I really like this story of a guy who tweeted his way into a job at CP+B. Alex Bogusky says in this piece that it was as simple as this guy getting their attention in a way that was consistent with his own personal brand. So in other words, this guy activated his job search as a very specific and niche marketing campaign.
Although this hasn’t resulted in a job, I found a guy named Brandon Doyle on Facebook who was looking for a very specific job with my current employer. He took a chance and used Facebook advertising to get my attention. Not that I pay attention to Facebook ads, but it caught my eye and I loved the fact that he found a different way to get our attention.
Those are two really creative and effective ways to get attention. If you’re looking for a new gig, what are you doing to get the attention of your dream employer in your job search?

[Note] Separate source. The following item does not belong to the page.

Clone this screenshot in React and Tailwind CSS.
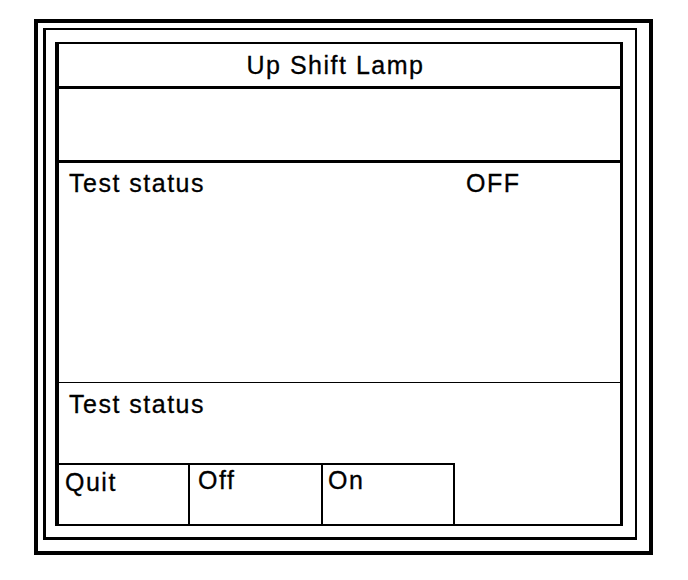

If you’ve read some of my previous posts, you might know that I’m not all that impressed with my college education. One of the reasons is because I don’t think I was properly prepared to find a job in field of study. I distinctly remember my Advertising professor telling us that Advertising Sales jobs are a great way to get into Account Management at an ad agency. Um, not true.
Throughout my career, I’ve been really lucky in being able to find jobs that I love, but I’ve had to work for it. Being that I’ve had some good gigs, I often get asked by younger marketers and recent college grads how to break into the industry. It can be tough at times because marketing is one of those “need experience to get experience” deals, but here’s some advice to those of you trying to “get a foot in the door”.
- Write a blog. Things have changed. Resumes are old school. Sharing your thoughts, ideas, work and accomplishments online is how it’s done now. I’m way more impressed with young marketers that proactively share ideas.
- Promote your blog to people you want to work for. I love finding marketing blogs written by college students or recent grads. The content come from a different perspective and is way less boring than the stodgy stuff the old school thinkers come up with.
- Be a specialist. It used to be that employers looked for “generalists” – people that could do a little bit of everything. Now, we’re in an age of specialization, so carve out your own niche and specialize in a particular area. The narrower the focus, the better because you will eventually be the perfect fit for your perfect job.
- Target some influencers and get a meeting with them. Figure out who could help you nail down that job and invite them out to lunch. It’s a perfect opportunity to informally introduce yourself and make an impression. Plus, you would be amazed at how much people will do to help someone out once they meet them face-to-face. Knowing someone over email or phone doesn’t have nearly the same impact.
- Find a field/mobile marketing job. There are a lot of agencies that are hiring recent college grads to go out and represent Fortune 500 clients and activate marketing programs. This is a great way to get some big names on resume (or blog!) and learn about consumer behaviors first hand.
- Start your own gig. No better time than the present! And let’s face it – it’s a lot tougher to start your own gig when you’re pulling down a good salary and/or have kids.
Screw resumes, they’re obsolete.
I’m not looking for a job or anything, but when I do, my resume will just tell people to “google me” and give them some search words to get them started.
If I was hiring and received a resume that did this, I would be uber impressed. Right off the bat, it would tell me that this candidate has:
- confidence in what other people say about them.
- made an impact their.
- no interest in feeding me a line of bullshit and is the real deal.
Now whether they’re the right fit for the position and has the right skills, that another question. But at least you’ve cut through the clutter.